Recentemente, o IBGE anunciou o objetivo de “realizar um censo menos custoso” em 2020. Para isso, revisa o orçamento da pesquisa a fim de reduzir em cerca de 25% os gastos inicialmente previstos.

No ano passado, o Conselho Superior da Coordenação de Aperfeiçoamento de Pessoal de Nível Superior (Capes) enviou ao governo federal um ofício pedindo que recursos orçamentários não fossem cortados, evitando que programas fossem interrompidos, o que poderia deixar quase 200 mil pesquisadores sem bolsas.

Depois de somarem R$ 117 bilhões em 2017, os gastos discricionários avançaram para R$ 128 bilhões no ano passado, de acordo com dados do Tesouro Nacional.

Para este ano, a previsão da equipe econômica, com o corte de R$ 29,7 bilhões no orçamento, é de gastos discricionários de R$ 86,1 bilhões, ou 6,09% das despesas totais (veja no gráfico abaixo).

GASTOS DISCRICIONÁRIOS DO GOVERNO
Verba para custeio e investimentos, por ano
Fonte: Ministério da Economia

Esse é o cenário que vigora no momento, mas o governo informou que pretende reverter esse bloqueio de gastos no decorrer de 2019 – o que elevaria os gastos discricionários para R$ R$ 116 bilhões, ou 8,22% do total.

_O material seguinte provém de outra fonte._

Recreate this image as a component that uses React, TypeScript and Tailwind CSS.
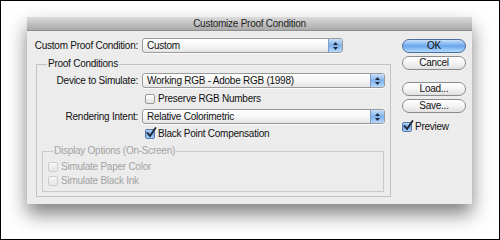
import React from 'react';

const FONT = { fontFamily: '"Liberation Sans", Arial, sans-serif' };

function SelectBox({ value, width }: { value: string; width: string }) {
  return (
    <div
      className={`${width} h-[15px] flex items-stretch rounded-[3px] border border-[#9a9a9a] bg-gradient-to-b from-white via-[#f7f7f7] to-[#e4e4e4] shadow-[0_1px_0_rgba(255,255,255,0.8)] overflow-hidden`}
    >
      <div className="flex-1 flex items-center pl-[4px] text-[10px] leading-none text-[#111] whitespace-nowrap">{value}</div>
      <div className="w-[14px] flex flex-col items-center justify-center gap-[2px] border-l border-[#7d9ccc] bg-gradient-to-b from-[#c9e0f8] via-[#7fb2ec] to-[#b7d8fb]">
        <svg width="5" height="3" viewBox="0 0 5 3">
          <path d="M2.5 0 L5 3 L0 3 Z" fill="#1f2a3a" />
        </svg>
        <svg width="5" height="3" viewBox="0 0 5 3">
          <path d="M0 0 L5 0 L2.5 3 Z" fill="#1f2a3a" />
        </svg>
      </div>
    </div>
  );
}

function CheckBox({ checked, disabled }: { checked?: boolean; disabled?: boolean }) {
  if (checked) {
    return (
      <div className="relative w-[10px] h-[10px] rounded-[2px] border border-[#5677a8] bg-gradient-to-b from-[#b5d4f6] via-[#6fa6e6] to-[#a9d0fa]">
        <svg className="absolute left-[0px] top-[-3px]" width="11" height="11" viewBox="0 0 11 11">
          <path d="M1.5 6 L4 9 L9.5 1" stroke="#1c2430" strokeWidth="1.8" fill="none" strokeLinecap="round" />
        </svg>
      </div>
    );
  }
  return (
    <div
      className={
        disabled
          ? 'w-[10px] h-[10px] rounded-[2px] border border-[#cdcdcd] bg-gradient-to-b from-[#f6f6f6] to-[#e6e6e6]'
          : 'w-[10px] h-[10px] rounded-[2px] border border-[#9a9a9a] bg-gradient-to-b from-white to-[#e2e2e2]'
      }
    />
  );
}

function PillButton({ label, primary }: { label: string; primary?: boolean }) {
  return (
    <div
      className={
        primary
          ? 'w-[64px] h-[14px] rounded-full border border-[#4d6e9c] bg-gradient-to-b from-[#c6e0fa] via-[#6aa6ea] to-[#b4dbff] flex items-center justify-center text-[10px] leading-none text-[#111]'
          : 'w-[64px] h-[14px] rounded-full border border-[#8c8c8c] bg-gradient-to-b from-white via-[#f4f4f4] to-[#e0e0e0] flex items-center justify-center text-[10px] leading-none text-[#111]'
      }
    >
      {label}
    </div>
  );
}

export default function App() {
  return (
    <div className="w-[500px] h-[240px] bg-white border border-black overflow-hidden tracking-[-0.25px]" style={FONT}>
      <div className="ml-[26px] mt-[16px] w-[445px] h-[187px] bg-[#ececec] flex flex-col shadow-[0_10px_18px_rgba(0,0,0,0.5)]">
        {/* Title bar */}
        <div className="h-[14px] flex items-center justify-center bg-gradient-to-b from-[#dcdcdc] to-[#a9a9a9] border-b border-[#8e8e8e] text-[10px] leading-none text-[#1e1e1e]">
          Customize Proof Condition
        </div>

        <div className="flex pl-[7px] pt-[7px]">
          {/* Left column */}
          <div className="w-[356px] flex flex-col">
            <div className="flex items-center">
              <div className="w-[104px] text-right text-[10px] leading-none text-[#111] whitespace-nowrap">Custom Proof Condition:</div>
              <div className="ml-[4px]">
                <SelectBox value="Custom" width="w-[201px]" />
              </div>
            </div>

            <fieldset className="ml-[2px] mt-[4px] w-[355px] border border-[#c2c2c2] pb-[4px]">
              <legend className="ml-[10px] px-[1px] text-[10px] leading-[14px] text-[#111]">Proof Conditions</legend>

              <div className="mt-[2px] flex items-center">
                <div className="w-[101px] text-right text-[10px] leading-none text-[#111] whitespace-nowrap">Device to Simulate:</div>
                <div className="ml-[4px]">
                  <SelectBox value="Working RGB - Adobe RGB (1998)" width="w-[243px]" />
                </div>
              </div>

              <div className="mt-[4px] h-[14px] pl-[108px] flex items-center gap-[3px]">
                <CheckBox />
                <span className="text-[10px] leading-none text-[#111]">Preserve RGB Numbers</span>
              </div>

              <div className="mt-[3px] flex items-center">
                <div className="w-[101px] text-right text-[10px] leading-none text-[#111] whitespace-nowrap">Rendering Intent:</div>
                <div className="ml-[4px]">
                  <SelectBox value="Relative Colorimetric" width="w-[243px]" />
                </div>
              </div>

              <div className="mt-[3px] h-[14px] pl-[108px] flex items-center gap-[3px]">
                <CheckBox checked />
                <span className="text-[10px] leading-none text-[#111]">Black Point Compensation</span>
              </div>

              <fieldset className="ml-[5px] mr-[6px] mt-[3px] border border-[#cacaca] pb-[3px]">
                <legend className="ml-[10px] px-[1px] text-[10px] leading-[14px] text-[#a3a3a3]">Display Options (On-Screen)</legend>
                <div className="mt-[2px] h-[14px] pl-[5px] flex items-center gap-[3px]">
                  <CheckBox disabled />
                  <span className="text-[10px] leading-none text-[#a3a3a3]">Simulate Paper Color</span>
                </div>
                <div className="h-[14px] pl-[5px] flex items-center gap-[3px]">
                  <CheckBox disabled />
                  <span className="text-[10px] leading-none text-[#a3a3a3]">Simulate Black Ink</span>
                </div>
              </fieldset>
            </fieldset>
          </div>

          {/* Right column */}
          <div className="ml-[12px] flex flex-col">
            <div className="mt-[1px]">
              <PillButton label="OK" primary />
            </div>
            <div className="mt-[3px]">
              <PillButton label="Cancel" />
            </div>
            <div className="mt-[12px]">
              <PillButton label="Load..." />
            </div>
            <div className="mt-[3px]">
              <PillButton label="Save..." />
            </div>
            <div className="mt-[8px] h-[12px] flex items-center gap-[3px]">
              <CheckBox checked />
              <span className="text-[10px] leading-none text-[#111]">Preview</span>
            </div>
          </div>
        </div>
      </div>
    </div>
  );
}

No próximos anos, a previsão da área econômica é de queda (R$ 99,8 bilhões em 2020; R$ 90 bilhões em 2021; e R$ 71,9 bilhões em 2022), o que reduziria a margem para o governo definir suas despesas.

Isso ocorre porque a despesa total do governo, ou seja, tanto os gastos que o governo tem controle quanto os obrigatórios, está limitada pelo teto de gastos públicos, aprovado pelo Congresso Nacional em 2016.

Como os gastos obrigatórios (com Previdência e pessoal, entre outros) estão subindo acima da inflação, está sobrando cada vez menos espaço para as despesas sobre as quais o governo tem controle, classificadas de "despesas discricionárias com controle de fluxo".

Debate

Para abrir espaço para os gastos discricionários, e também para aqueles que já têm dotações mínimas definidas em lei, como Saúde, por exemplo, o governo defende a aprovação da reforma da Previdência, cuja proposta está tramitando no Legislativo.

O projeto do governo prevê a instituição de uma idade mínima de aposentadoria e alíquotas maiores para trabalhadores que ganham mais, principalmente servidores públicos, entre outros pontos.

Segundo números apresentados nesta semana pelo governo, a reforma da Previdência, se aprovada sem alterações, geraria uma economia total de R$ 1,2 trilhão em dez anos, abrindo espaço para outras despesas. Somente até o fim do governo Bolsonaro, a economia seria de R$ 128 bilhões (R$ 44 bilhões em 2021 e R$ 68,2 bilhões em 2022).

Em debate na Câmara dos Deputados, o secretário-especial de Previdência e Trabalho do Ministério da Economia, Rogério Marinho, disse que o modelo previdenciário de repartição, vigente no Brasil atualmente, pelo qual os trabalhadores na ativa financiam os benefícios dos aposentados, é "injusto porque poucos ganham muito e muitos ganham pouco".

"A reestruturação do sistema previdenciário é a favor dos mais pobres do nosso país, porque são eles que estão tendo seus direitos suprimidos. Basta andar nos estados e municípios para saber que o sistema de saúde está sucateado, que curva de proficiência na educação está estagnada há mais de 14 anos e que não há recursos para para a infraestrutura. Esses recursos estão capturados [pela Previdência], imobilizados, e estamos em um círculo vicioso", declarou ele, na semana retrasada.

Também presente ao debate na Câmara dos Deputados, em meados deste mês, o ex-ministro do Trabalho e Previdência na gestão de Dilma Rousseff, Miguel Rossetto, afirmou que o atual modelo previdenciário, de repartição (onde os trabalhadores na ativa financiam os benefícios dos aposentados) é "justo, sustentável e necessário para que o país atenda ao que determina a Constituição de 1988".

Ele defendeu, na ocasião, "atualizações necessárias" no regime de repartição e manutenção de um sistema de previdência complementar para quem ganha acima do teto do INSS (R$ 5,8 mil). "Somos favoráveis a um regime complementar, desde que seja complementar, e não para trocar por outro regime [de capitalização, proposto pelo governo]", declarou.

De acordo com Rossetto, o que ameaça o modelo previdenciário não são os "direitos dos trabalhadores, e sim a recessão econômica, o desemprego, a sonegação e uma estrutura tributária injusta. As isenções tributárias devem ser rigorosamente debatidas e atacadas".